Di masa pandemi ini, keadaan diperparah dengan harga sapi di Q1 mencapai $3/kg/hidup, nilai tukar rupiah Q1 menembus Rp16.500,00 bahkan sampai Rp17.000,00, daya beli turun secara signifikan, biaya operasional meningkat karena meningkatnya harga bahan baku pakan, dan tata niaga dan logistik terhambat karena penerapan PSBB di beberapa daerah di Australia.

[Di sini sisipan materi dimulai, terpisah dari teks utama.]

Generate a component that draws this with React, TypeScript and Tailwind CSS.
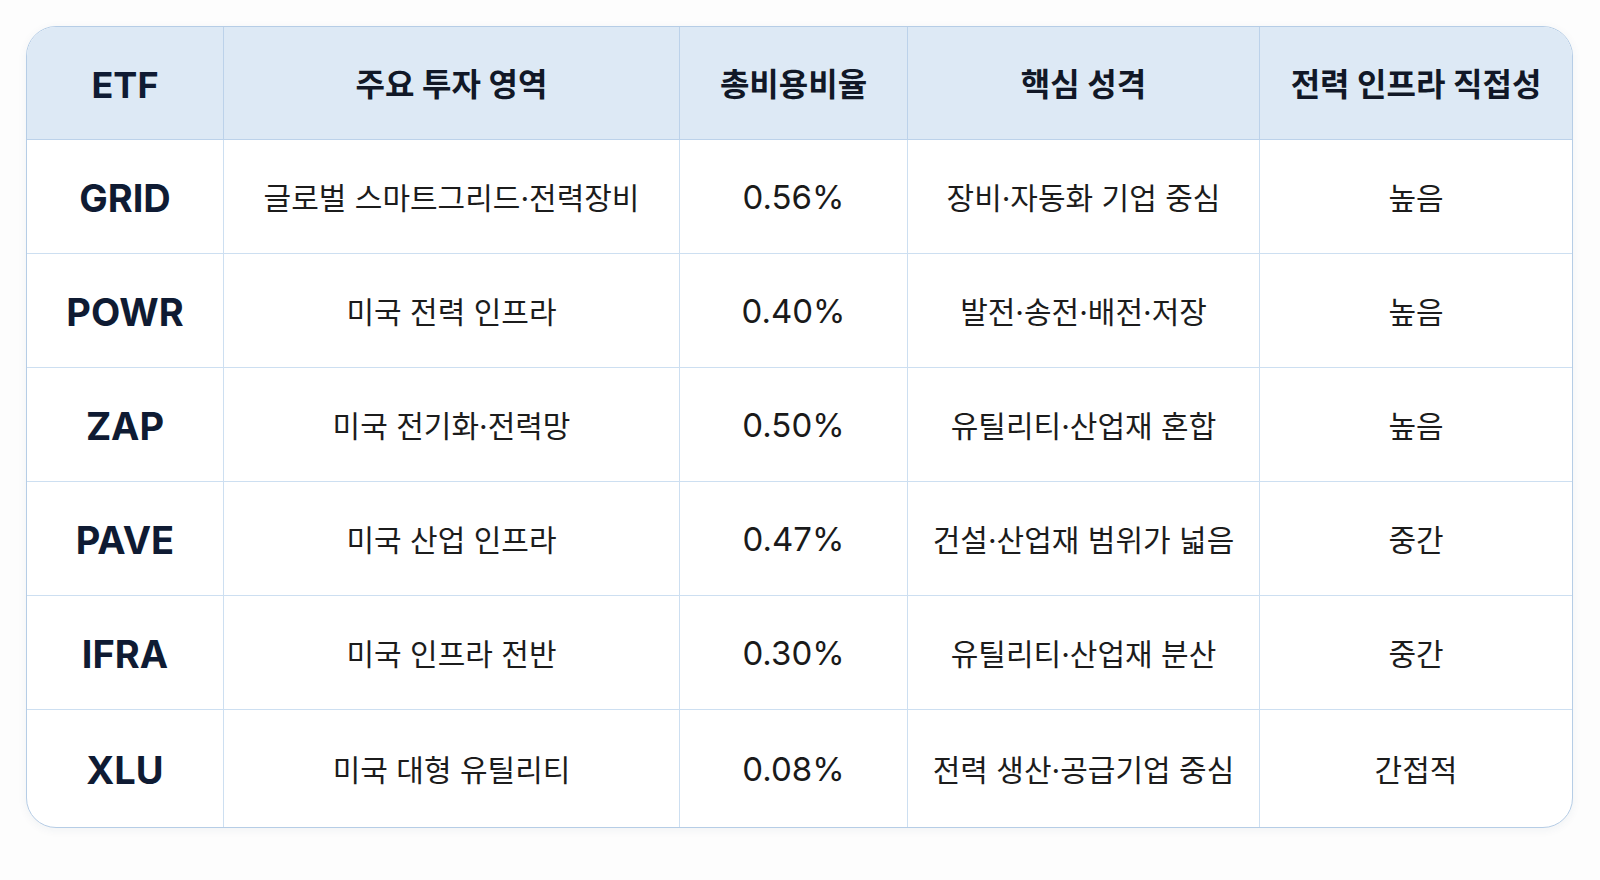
const headers = ["ETF", "주요 투자 영역", "총비용비율", "핵심 성격", "전력 인프라 직접성"]

const rows = [
  ["GRID", "글로벌 스마트그리드·전력장비", "0.56%", "장비·자동화 기업 중심", "높음"],
  ["POWR", "미국 전력 인프라", "0.40%", "발전·송전·배전·저장", "높음"],
  ["ZAP", "미국 전기화·전력망", "0.50%", "유틸리티·산업재 혼합", "높음"],
  ["PAVE", "미국 산업 인프라", "0.47%", "건설·산업재 범위가 넓음", "중간"],
  ["IFRA", "미국 인프라 전반", "0.30%", "유틸리티·산업재 분산", "중간"],
  ["XLU", "미국 대형 유틸리티", "0.08%", "전력 생산·공급기업 중심", "간접적"],
]

const font = "[font-family:Inter,'Noto_Sans_CJK_KR',sans-serif]"

export default function App() {
  return (
    <div className={`min-h-[880px] w-[1600px] bg-[#fdfdfd] p-[26px] ${font}`}>
      <div className="h-[802px] w-[1547px] overflow-hidden rounded-[30px] border-[1.5px] border-[#b6cde6] bg-white shadow-[0_2px_10px_rgba(30,60,110,0.06)]">
        <div className="grid h-full grid-cols-[197px_456px_228px_352px_minmax(0,1fr)] grid-rows-[113px_repeat(5,114px)_minmax(0,1fr)]">
          {headers.map((h, i) => (
            <div
              key={h}
              className={`flex items-center justify-center border-b-[1.5px] border-[#bcd2ea] bg-[#dde9f5] pt-1 ${
                i < headers.length - 1 ? "border-r-[1.5px]" : ""
              } ${
                i === 0
                  ? "text-[36px] font-bold text-[#0f1b33]"
                  : "text-[32px] font-bold text-[#111827]"
              }`}
            >
              {h}
            </div>
          ))}
          {rows.map((row, r) =>
            row.map((cell, c) => (
              <Cell key={`${r}-${c}`} col={c} last={r === rows.length - 1}>
                {cell}
              </Cell>
            ))
          )}
        </div>
      </div>
    </div>
  )
}

function Cell({
  col,
  last,
  children,
}: {
  col: number
  last: boolean
  children: string
}) {
  const style =
    col === 0
      ? "text-[38px] font-bold text-[#0f1b33]"
      : col === 2
        ? "text-[33px] font-normal text-[#1a1a1a]"
        : "text-[30px] font-normal text-[#1c1c1c]"

  return (
    <div
      className={`flex items-center justify-center border-[#cddff1] pt-[3px] ${
        last ? "" : "border-b-[1.5px]"
      } ${col < 4 ? "border-r-[1.5px]" : ""} ${style}`}
    >
      {children}
    </div>
  )
}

Untuk mengatasi hal tersebut, Didiek menyebutkan beberapa tindakan yang perlu dilakukan. Pertama, arah pembangunan peternakan yang terstruktur, berkelanjutan, kesamaan bahasa serta partisipatif aktif semua pemangku kepentingan permberdayaan dan perlindungan peternak lokal.
Kedua, harmonisasi regulasi interdepartmen yang sejalan dengan perundangan dan PP. Ketiga, inventaris dan optimalisasi sumber daya lokal potensial, infrastruktur informasi dan teknologi harus ada di daerah.
Keempat, peternakan harus dibangun berdasarkan klasterisasi atau spesialisasi sebuah wilayah, pembiayaan dan kebijakan fiskal yang mendukung serta skema pembiayaan yang efektif dan efisien.
Kelima, segera disusun konsep tata ruang pengembangan industri, struktur sistem agribisnis, kesehatan hewan dan veteriner. Keenam, pembangunan peternakan berorientasi industri dan terinegrasi dengan memperhatikan tuntutan era globalisasi dan industri 4.0.